Task details:
Find how many lines in the material hold the word "this", then state that number and nothing more.

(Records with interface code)

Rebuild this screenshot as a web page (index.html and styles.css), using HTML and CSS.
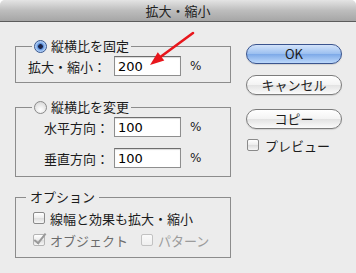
FILE: index.html
```html
<!DOCTYPE html>
<html>
<head>
<meta charset="utf-8">
<title>拡大・縮小</title>
<link rel="stylesheet" href="styles.css">
</head>
<body>
<div class="window">
	<div class="titlebar">拡大・縮小</div>
	<div class="content">
		<div class="left">
			<fieldset class="group g1">
				<legend><span class="radio on"></span>縦横比を固定</legend>
				<div class="row">
					<span class="label">拡大・縮小：</span>
					<span class="field">200</span>
					<span class="pct">%</span>
				</div>
			</fieldset>
			<fieldset class="group g2">
				<legend><span class="radio"></span>縦横比を変更</legend>
				<div class="row">
					<span class="label">水平方向：</span>
					<span class="field">100</span>
					<span class="pct">%</span>
				</div>
				<div class="row">
					<span class="label">垂直方向：</span>
					<span class="field">100</span>
					<span class="pct">%</span>
				</div>
			</fieldset>
			<fieldset class="group g3">
				<legend>オプション</legend>
				<div class="crow"><span class="check"></span>線幅と効果も拡大・縮小</div>
				<div class="crow dim">
					<span class="check checked"></span><span class="obj">オブジェクト</span>
					<span class="check faint"></span><span class="faint-text">パターン</span>
				</div>
			</fieldset>
		</div>
		<div class="right">
			<div class="btn default">OK</div>
			<div class="btn">キャンセル</div>
			<div class="btn copy">コピー</div>
			<div class="crow preview"><span class="check"></span>プレビュー</div>
		</div>
	</div>
	<svg class="arrow" width="356" height="273" viewBox="0 0 356 273">
		<line x1="193" y1="33" x2="161" y2="56.5" stroke="#e8161c" stroke-width="2.6" stroke-linecap="round"/>
		<polygon points="150,65 164.3,60.6 157.8,52.2" fill="#e8161c"/>
	</svg>
</div>
</body>
</html>
```

FILE: styles.css
```css
html, body {
margin: 0;
padding: 0;
background: #fff;
}
body {
font-family: "Noto Sans CJK JP", "DejaVu Sans", sans-serif;
font-size: 13px;
color: #1c1c1c;
}

.window {
position: relative;
width: 356px;
height: 273px;
background: #ececec;
border-radius: 5px 5px 0 0;
overflow: hidden;
}

.titlebar {
height: 21px;
line-height: 21px;
text-align: center;
font-size: 13px;
color: #222;
background: linear-gradient(#e4e4e4, #bdbdbd 50%, #a6a6a6);
border-bottom: 1px solid #5c5c5c;
}

.content {
display: flex;
padding: 16px 0 0 15px;
}

.left {
width: 216px;
}

.right {
display: flex;
flex-direction: column;
margin-left: 15px;
padding-top: 6px;
width: 96px;
}

/* group boxes */
.group {
margin: 0;
padding: 2px 0 6px 0;
border: 1px solid #8c8c8c;
min-width: 0;
}
.group legend {
display: flex;
align-items: center;
margin-left: 16px;
padding: 0 2px;
height: 16px;
line-height: 16px;
}
.g2 {
margin-top: 16px;
padding-bottom: 8px;
}
.g3 {
margin-top: 12px;
padding: 5px 0 9px 17px;
}
.g3 legend {
margin-left: -7px;
padding: 0 4px;
}

.row {
display: flex;
align-items: center;
height: 20px;
}
.g1 .row { padding-left: 12px; }
.g1 .label { width: 86px; }
.g2 .row { padding-left: 28px; }
.g2 .label { width: 70px; }
.g2 .row + .row { margin-top: 11px; }

.label {
white-space: nowrap;
}
.field {
box-sizing: border-box;
width: 67px;
height: 20px;
padding-left: 3px;
line-height: 19px;
font-family: "DejaVu Sans", sans-serif;
font-size: 13px;
color: #000;
background: #fff;
border: 1px solid #8e8e8e;
border-top-color: #6e6e6e;
box-shadow: inset 0 1px 1px rgba(0,0,0,0.15);
}
.pct {
margin-left: 9px;
font-family: "DejaVu Sans", sans-serif;
font-size: 12px;
}

/* radios and checks */
.radio {
box-sizing: border-box;
width: 13px;
height: 13px;
margin-right: 4px;
border-radius: 50%;
border: 1px solid #8a8a8a;
background: radial-gradient(circle at 50% 70%, #ffffff, #e4e4e4 60%, #cfcfcf);
}
.radio.on {
border-color: #35568f;
background: radial-gradient(circle at 50% 50%, #1b2447 0, #1b2447 2px, #4f83d0 2.6px, #8fb8ef 4px, #c9defa 6px);
}

.crow {
display: flex;
align-items: center;
height: 16px;
white-space: nowrap;
}
.crow + .crow {
margin-top: 6px;
}
.check {
box-sizing: border-box;
position: relative;
width: 12px;
height: 12px;
margin-right: 5px;
border: 1px solid #8a8a8a;
border-radius: 2px;
background: linear-gradient(#ffffff, #ececec 50%, #dcdcdc 51%, #f6f6f6);
}
.check.checked {
border-color: #b4b4b4;
}
.check.checked::after {
content: "";
position: absolute;
left: 3px;
top: -4px;
width: 4px;
height: 11px;
border: solid #9a9a9a;
border-width: 0 2px 2px 0;
transform: rotate(38deg);
}
.check.faint {
margin-left: 13px;
border-color: #c2c2c2;
background: linear-gradient(#fafafa, #efefef);
}
.dim .obj {
color: #6c6c6c;
}
.faint-text {
color: #9c9c9c;
}

/* buttons */
.btn {
box-sizing: border-box;
height: 20px;
line-height: 18px;
text-align: center;
border: 1px solid #7c7c7c;
border-radius: 10px;
background: linear-gradient(#ffffff, #f3f3f3 50%, #e3e3e3 52%, #fbfbfb);
box-shadow: 0 1px 1px rgba(0,0,0,0.12);
}
.btn + .btn {
margin-top: 11px;
}
.btn.default {
border-color: #3a548e;
background: linear-gradient(#d3e3fa, #9cc0f0 48%, #7eaae8 52%, #bcd8fb);
}
.btn.copy {
margin-top: 14px;
}
.preview {
margin-top: 8px;
margin-left: 1px;
}
.preview .check {
margin-right: 6px;
}

.arrow {
position: absolute;
left: 0;
top: 0;
pointer-events: none;
}
```
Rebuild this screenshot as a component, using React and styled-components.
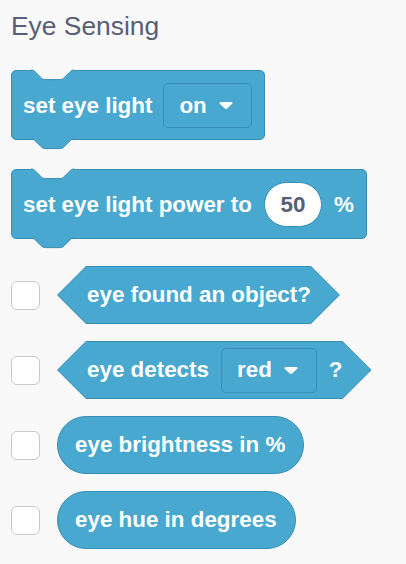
import styled, { createGlobalStyle } from 'styled-components'

const GlobalStyle = createGlobalStyle`
  body {
    margin: 0;
    background: #f9f9f9;
    font-family: "Liberation Sans", Arial, sans-serif;
  }
`

const Palette = styled.div`
  display: flex;
  flex-direction: column;
  align-items: flex-start;
  padding: 11px;
`
const Title = styled.h2`
  margin: 0 0 29px;
  font-size: 26.4px;
  line-height: 30px;
  font-weight: normal;
  color: #575e75;
`
const Stack = styled.div`
  position: relative;
  display: flex;
  align-items: center;
  gap: ${(p) => p.$gap || 12}px;
  padding: 12px 12px 11px 11px;
  margin-bottom: ${(p) => p.$mb || 0}px;
  background: #48a8cf;
  border: 1px solid #3a8db4;
  border-radius: 5px;
`
const Notch = styled.svg`
  position: absolute;
  left: 19px;
  top: -1px;
  overflow: visible;
`
const Tab = styled.svg`
  position: absolute;
  left: 19px;
  top: 100%;
  overflow: visible;
`
const Label = styled.span`
  font-size: 22.4px;
  font-weight: bold;
  color: #fff;
  white-space: nowrap;
  line-height: 26px;
`
const Dropdown = styled.div`
  display: flex;
  align-items: center;
  gap: 12px;
  height: 45px;
  padding: 0 18px 0 15px;
  box-sizing: border-box;
  border: 1px solid #3a8db4;
  border-radius: 5px;
  background: #48a8cf;
`
const NumberInput = styled.div`
  display: flex;
  align-items: center;
  justify-content: center;
  width: 58px;
  height: 45px;
  box-sizing: border-box;
  background: #fff;
  border: 1px solid #3a8db4;
  border-radius: 23px;
  font-size: 22.4px;
  font-weight: bold;
  color: #575e75;
`
const Row = styled.div`
  display: flex;
  align-items: center;
  gap: 17px;
  margin-top: ${(p) => p.$mt || 17}px;
`
const Checkbox = styled.div`
  width: 29px;
  height: 29px;
  box-sizing: border-box;
  background: #fff;
  border: 1px solid #c9c9c9;
  border-radius: 6px;
`
const HexOutline = styled.div`
  display: flex;
  padding: 1px;
  background: #3a8db4;
  clip-path: polygon(29px 0, calc(100% - 29px) 0, 100% 50%, calc(100% - 29px) 100%, 29px 100%, 0 50%);
`
const Hex = styled.div`
  display: flex;
  align-items: center;
  gap: 12px;
  height: 56px;
  padding: 0 28px 0 29px;
  background: #48a8cf;
  clip-path: polygon(28px 0, calc(100% - 28px) 0, 100% 50%, calc(100% - 28px) 100%, 28px 100%, 0 50%);
`
const Pill = styled.div`
  display: flex;
  align-items: center;
  height: 58px;
  box-sizing: border-box;
  padding: 0 18px 0 17px;
  background: #48a8cf;
  border: 1px solid #3a8db4;
  border-radius: 29px;
`

const notchPath =
  'M0,0 c2.4,0 3.6,1.2 4.8,2.4 l4.8,4.8 c1.2,1.2 2.4,2.4 4.8,2.4 h14.4 c2.4,0 3.6,-1.2 4.8,-2.4 l4.8,-4.8 c1.2,-1.2 2.4,-2.4 4.8,-2.4'

function StackShapes() {
  return (
    <>
      <Notch width='44' height='11'>
        <path d={notchPath + ' z'} fill='#f9f9f9' stroke='none' />
        <path d={notchPath} fill='none' stroke='#3a8db4' strokeWidth='1' />
      </Notch>
      <Tab width='44' height='11'>
        <path d={notchPath + ' z'} fill='#48a8cf' stroke='none' />
        <path d={notchPath} fill='none' stroke='#3a8db4' strokeWidth='1' />
      </Tab>
    </>
  )
}

function Caret() {
  return (
    <svg width='14' height='9' viewBox='0 0 14 9'>
      <path
        d='M1.6,1 h10.8 c1,0 1.5,1.1 0.8,1.8 l-5.3,5 c-0.5,0.4 -1.3,0.4 -1.8,0 l-5.3,-5 C0.1,2.1 0.6,1 1.6,1 z'
        fill='#fff'
      />
    </svg>
  )
}

function Menu({ value }) {
  return (
    <Dropdown>
      <Label>{value}</Label>
      <Caret />
    </Dropdown>
  )
}

function App() {
  const reporters = ['eye brightness in %', 'eye hue in degrees']
  return (
    <Palette>
      <GlobalStyle />
      <Title>Eye Sensing</Title>
      <Stack $gap={11} $mb={29}>
        <StackShapes />
        <Label>set eye light</Label>
        <Menu value='on' />
      </Stack>
      <Stack>
        <StackShapes />
        <Label>set eye light power to</Label>
        <NumberInput>50</NumberInput>
        <Label>%</Label>
      </Stack>
      <Row $mt={27}>
        <Checkbox />
        <HexOutline>
          <Hex>
            <Label>eye found an object?</Label>
          </Hex>
        </HexOutline>
      </Row>
      <Row>
        <Checkbox />
        <HexOutline>
          <Hex>
            <Label>eye detects</Label>
            <Menu value='red' />
            <Label>?</Label>
          </Hex>
        </HexOutline>
      </Row>
      {reporters.map((text) => (
        <Row key={text}>
          <Checkbox />
          <Pill>
            <Label>{text}</Label>
          </Pill>
        </Row>
      ))}
    </Palette>
  )
}

export default App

The completed task:
2